Indian music: Hindustani & Carnatic systems
UPSC lesson on the Hindustani and Carnatic systems of Indian classical music: raga, tala, gharanas, instruments, key texts and exponents.
A single root, two streams
Indian classical music traces its theoretical foundation to the Samaveda, whose chants set the melodic seed, and to Bharata's Natyashastra (c. 200 BCE–200 CE), which codified the 22 shrutis (microtonal intervals) and the jati and grama systems. The medieval synthesis appears in Sharngadeva's Sangita Ratnakara (13th century, composed in the Yadava court at Devagiri), the last great text recognised as authoritative by both the northern and southern traditions before they bifurcated.
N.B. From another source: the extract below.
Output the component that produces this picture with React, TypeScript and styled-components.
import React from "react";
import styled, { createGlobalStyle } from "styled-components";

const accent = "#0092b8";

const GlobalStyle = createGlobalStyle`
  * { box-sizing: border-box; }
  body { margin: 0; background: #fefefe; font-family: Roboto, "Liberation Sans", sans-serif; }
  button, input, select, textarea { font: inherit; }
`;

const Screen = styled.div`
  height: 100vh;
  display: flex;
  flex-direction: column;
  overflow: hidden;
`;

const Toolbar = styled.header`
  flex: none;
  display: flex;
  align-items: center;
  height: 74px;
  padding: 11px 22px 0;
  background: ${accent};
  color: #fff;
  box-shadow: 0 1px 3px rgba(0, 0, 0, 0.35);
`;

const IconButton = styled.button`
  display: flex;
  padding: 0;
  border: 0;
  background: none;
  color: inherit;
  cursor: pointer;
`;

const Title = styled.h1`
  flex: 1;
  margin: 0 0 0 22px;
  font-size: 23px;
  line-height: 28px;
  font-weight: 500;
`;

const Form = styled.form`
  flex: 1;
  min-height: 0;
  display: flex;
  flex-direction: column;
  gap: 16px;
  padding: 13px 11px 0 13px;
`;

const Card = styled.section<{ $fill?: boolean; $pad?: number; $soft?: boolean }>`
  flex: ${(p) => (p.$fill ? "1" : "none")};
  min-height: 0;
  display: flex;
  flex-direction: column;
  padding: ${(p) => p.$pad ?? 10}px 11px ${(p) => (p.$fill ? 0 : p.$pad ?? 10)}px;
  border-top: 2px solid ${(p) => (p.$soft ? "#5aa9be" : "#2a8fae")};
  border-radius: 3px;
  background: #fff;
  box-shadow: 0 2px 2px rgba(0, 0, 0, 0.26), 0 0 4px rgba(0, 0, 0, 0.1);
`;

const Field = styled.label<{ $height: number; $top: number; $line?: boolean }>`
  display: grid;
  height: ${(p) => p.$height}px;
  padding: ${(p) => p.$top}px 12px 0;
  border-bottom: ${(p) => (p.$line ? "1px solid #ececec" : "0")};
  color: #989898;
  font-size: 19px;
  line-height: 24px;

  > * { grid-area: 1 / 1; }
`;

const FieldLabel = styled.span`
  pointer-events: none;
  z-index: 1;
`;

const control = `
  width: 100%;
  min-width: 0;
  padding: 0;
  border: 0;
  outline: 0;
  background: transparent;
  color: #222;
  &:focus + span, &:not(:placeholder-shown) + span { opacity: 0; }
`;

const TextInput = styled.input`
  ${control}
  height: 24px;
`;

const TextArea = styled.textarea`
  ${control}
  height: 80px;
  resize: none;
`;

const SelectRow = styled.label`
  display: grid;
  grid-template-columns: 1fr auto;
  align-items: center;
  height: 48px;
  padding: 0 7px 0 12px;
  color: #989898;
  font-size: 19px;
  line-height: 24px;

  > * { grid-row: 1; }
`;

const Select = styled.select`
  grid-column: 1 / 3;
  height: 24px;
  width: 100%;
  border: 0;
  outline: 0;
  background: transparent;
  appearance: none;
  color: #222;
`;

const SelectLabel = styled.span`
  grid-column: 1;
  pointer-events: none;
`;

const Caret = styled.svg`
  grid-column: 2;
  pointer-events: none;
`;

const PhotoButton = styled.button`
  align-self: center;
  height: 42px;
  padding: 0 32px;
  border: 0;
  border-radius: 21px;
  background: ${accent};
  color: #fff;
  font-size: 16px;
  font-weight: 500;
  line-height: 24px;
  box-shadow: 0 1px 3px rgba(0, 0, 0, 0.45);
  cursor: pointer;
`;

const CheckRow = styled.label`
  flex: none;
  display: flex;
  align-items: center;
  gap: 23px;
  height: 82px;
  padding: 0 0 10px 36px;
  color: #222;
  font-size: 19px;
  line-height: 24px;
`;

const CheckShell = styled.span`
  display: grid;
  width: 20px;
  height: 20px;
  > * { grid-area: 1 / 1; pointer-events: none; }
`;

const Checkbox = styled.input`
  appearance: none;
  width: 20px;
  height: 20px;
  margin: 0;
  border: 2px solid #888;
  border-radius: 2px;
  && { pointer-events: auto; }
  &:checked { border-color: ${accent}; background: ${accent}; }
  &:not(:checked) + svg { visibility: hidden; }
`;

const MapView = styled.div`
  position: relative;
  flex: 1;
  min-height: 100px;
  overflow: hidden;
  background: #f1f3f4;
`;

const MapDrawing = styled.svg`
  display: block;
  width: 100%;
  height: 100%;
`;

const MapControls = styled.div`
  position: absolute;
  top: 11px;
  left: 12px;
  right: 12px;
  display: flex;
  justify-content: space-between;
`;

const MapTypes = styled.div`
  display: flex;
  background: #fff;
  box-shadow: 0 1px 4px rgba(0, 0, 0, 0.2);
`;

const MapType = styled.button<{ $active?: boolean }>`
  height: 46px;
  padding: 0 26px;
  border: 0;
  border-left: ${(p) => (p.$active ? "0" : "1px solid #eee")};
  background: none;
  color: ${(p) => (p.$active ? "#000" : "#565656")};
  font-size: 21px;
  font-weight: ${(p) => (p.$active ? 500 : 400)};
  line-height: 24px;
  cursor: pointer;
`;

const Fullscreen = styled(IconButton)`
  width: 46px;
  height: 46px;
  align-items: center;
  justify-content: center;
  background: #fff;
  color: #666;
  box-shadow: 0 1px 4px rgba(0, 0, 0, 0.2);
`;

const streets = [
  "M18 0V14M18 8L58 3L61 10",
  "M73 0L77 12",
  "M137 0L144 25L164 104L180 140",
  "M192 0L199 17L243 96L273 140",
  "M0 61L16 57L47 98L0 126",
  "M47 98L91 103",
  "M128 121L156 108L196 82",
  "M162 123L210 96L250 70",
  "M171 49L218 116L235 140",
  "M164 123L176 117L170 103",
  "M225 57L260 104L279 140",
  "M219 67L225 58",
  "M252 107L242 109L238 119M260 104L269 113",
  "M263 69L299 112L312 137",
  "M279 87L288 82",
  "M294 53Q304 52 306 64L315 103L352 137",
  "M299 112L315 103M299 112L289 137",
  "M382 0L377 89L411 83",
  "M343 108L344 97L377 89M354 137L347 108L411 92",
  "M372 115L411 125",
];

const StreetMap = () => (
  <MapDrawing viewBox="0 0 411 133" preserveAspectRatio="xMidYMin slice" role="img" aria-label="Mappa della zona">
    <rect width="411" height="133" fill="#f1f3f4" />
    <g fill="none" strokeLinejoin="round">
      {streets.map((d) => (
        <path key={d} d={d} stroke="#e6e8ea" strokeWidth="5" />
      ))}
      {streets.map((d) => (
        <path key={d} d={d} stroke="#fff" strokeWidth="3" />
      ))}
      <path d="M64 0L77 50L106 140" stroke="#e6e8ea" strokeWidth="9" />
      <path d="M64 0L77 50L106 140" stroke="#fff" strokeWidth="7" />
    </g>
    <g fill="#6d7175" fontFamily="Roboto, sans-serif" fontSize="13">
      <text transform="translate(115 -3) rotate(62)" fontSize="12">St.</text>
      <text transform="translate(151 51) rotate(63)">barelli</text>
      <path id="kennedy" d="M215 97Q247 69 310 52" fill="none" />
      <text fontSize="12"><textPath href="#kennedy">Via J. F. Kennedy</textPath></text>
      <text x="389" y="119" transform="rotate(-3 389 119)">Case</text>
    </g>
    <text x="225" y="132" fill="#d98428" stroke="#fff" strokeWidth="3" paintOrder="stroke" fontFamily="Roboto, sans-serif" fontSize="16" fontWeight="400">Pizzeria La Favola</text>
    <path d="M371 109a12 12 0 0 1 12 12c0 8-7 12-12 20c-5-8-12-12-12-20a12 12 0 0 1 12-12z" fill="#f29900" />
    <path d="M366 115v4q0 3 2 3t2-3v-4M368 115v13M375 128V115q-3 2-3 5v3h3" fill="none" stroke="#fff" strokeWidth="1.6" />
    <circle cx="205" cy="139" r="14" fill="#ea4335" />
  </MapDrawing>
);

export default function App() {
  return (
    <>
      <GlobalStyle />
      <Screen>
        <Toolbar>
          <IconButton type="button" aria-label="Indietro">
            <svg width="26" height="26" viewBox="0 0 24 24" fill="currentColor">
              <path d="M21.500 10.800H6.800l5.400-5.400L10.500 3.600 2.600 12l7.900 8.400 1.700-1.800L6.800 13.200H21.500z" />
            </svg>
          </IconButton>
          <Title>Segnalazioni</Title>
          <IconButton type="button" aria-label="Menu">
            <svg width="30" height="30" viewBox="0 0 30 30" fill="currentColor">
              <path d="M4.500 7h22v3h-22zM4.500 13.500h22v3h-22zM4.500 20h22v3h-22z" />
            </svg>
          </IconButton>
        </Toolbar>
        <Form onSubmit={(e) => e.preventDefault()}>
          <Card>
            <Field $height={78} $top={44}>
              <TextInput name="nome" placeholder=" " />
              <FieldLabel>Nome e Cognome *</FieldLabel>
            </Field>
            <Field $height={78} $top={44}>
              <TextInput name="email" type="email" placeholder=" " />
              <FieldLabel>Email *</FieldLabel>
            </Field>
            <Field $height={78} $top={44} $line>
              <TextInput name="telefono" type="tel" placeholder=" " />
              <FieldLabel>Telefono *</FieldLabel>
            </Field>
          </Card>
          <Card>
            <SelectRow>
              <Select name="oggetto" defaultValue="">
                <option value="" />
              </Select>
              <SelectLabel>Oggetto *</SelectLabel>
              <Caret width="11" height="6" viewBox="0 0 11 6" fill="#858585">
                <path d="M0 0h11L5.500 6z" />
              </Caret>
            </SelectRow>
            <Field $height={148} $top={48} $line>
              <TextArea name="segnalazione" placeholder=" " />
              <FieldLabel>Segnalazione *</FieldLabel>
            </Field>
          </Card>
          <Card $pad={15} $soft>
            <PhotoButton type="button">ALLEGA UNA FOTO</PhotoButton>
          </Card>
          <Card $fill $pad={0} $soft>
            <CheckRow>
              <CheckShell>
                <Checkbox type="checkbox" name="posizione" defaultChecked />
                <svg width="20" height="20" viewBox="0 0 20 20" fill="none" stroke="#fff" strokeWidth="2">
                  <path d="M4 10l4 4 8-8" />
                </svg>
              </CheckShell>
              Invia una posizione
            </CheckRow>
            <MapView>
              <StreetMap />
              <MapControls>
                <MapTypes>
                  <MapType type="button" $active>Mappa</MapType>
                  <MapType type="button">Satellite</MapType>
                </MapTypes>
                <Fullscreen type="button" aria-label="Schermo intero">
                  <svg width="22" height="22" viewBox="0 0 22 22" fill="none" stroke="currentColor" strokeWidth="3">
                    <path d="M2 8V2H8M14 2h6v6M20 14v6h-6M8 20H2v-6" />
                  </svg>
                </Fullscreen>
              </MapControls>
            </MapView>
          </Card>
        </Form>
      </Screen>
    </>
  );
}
The split crystallised after the 13th century. The Hindustani tradition of north India absorbed Perso-Arabic and Central Asian influence through the Delhi Sultanate and Mughal courts; Amir Khusrau (1253–1325) is credited by tradition with the sitar, the tabla and forms such as the qawwali and khayal. The Carnatic tradition of the south remained more text-bound and devotional, consolidated by the Sangita Saramrita and especially by the codifying genius of Venkatamakhin, whose Chaturdandi Prakasika (1660) established the 72 melakarta (parent scale) scheme still used today.
Raga and Tala: the twin pillars
Both systems rest on two organising concepts. The raga is a melodic framework—a set of ascending (aroha) and descending (avaroha) notes, characteristic phrases (pakad/sancharas), and emotive identity—built from seven swaras (Sa Re Ga Ma Pa Dha Ni). Hindustani practice organises ragas into ten thaats (Bhatkhande's classification, early 20th century) and assigns them to prahars (times of day) and seasons; Carnatic music organises ragas under the 72 melakartas with their janya (derived) ragas.
Tala is the rhythmic cycle. Hindustani talas (e.g. Teentaal of 16 beats, Jhaptaal of 10, Ektaal of 12) are marked by tali (claps) and khali (wave); Carnatic uses the suladi sapta tala system of seven talas with five jatis, generating 35 combinations, counted on the fingers and palm. The Carnatic mridangam and Hindustani tabla are the principal percussion partners.
The decisive distinction is emphasis. Hindustani music privileges improvisation and slow elaboration—the unmetered alap, the jor and jhala—giving the soloist vast latitude. Carnatic music is more composition-centric, built around the kriti and the structured raga-tana-pallavi, with improvisation woven tightly around a fixed text. Hindustani performance foregrounds the individual; Carnatic foregrounds the composed song and its devotional content.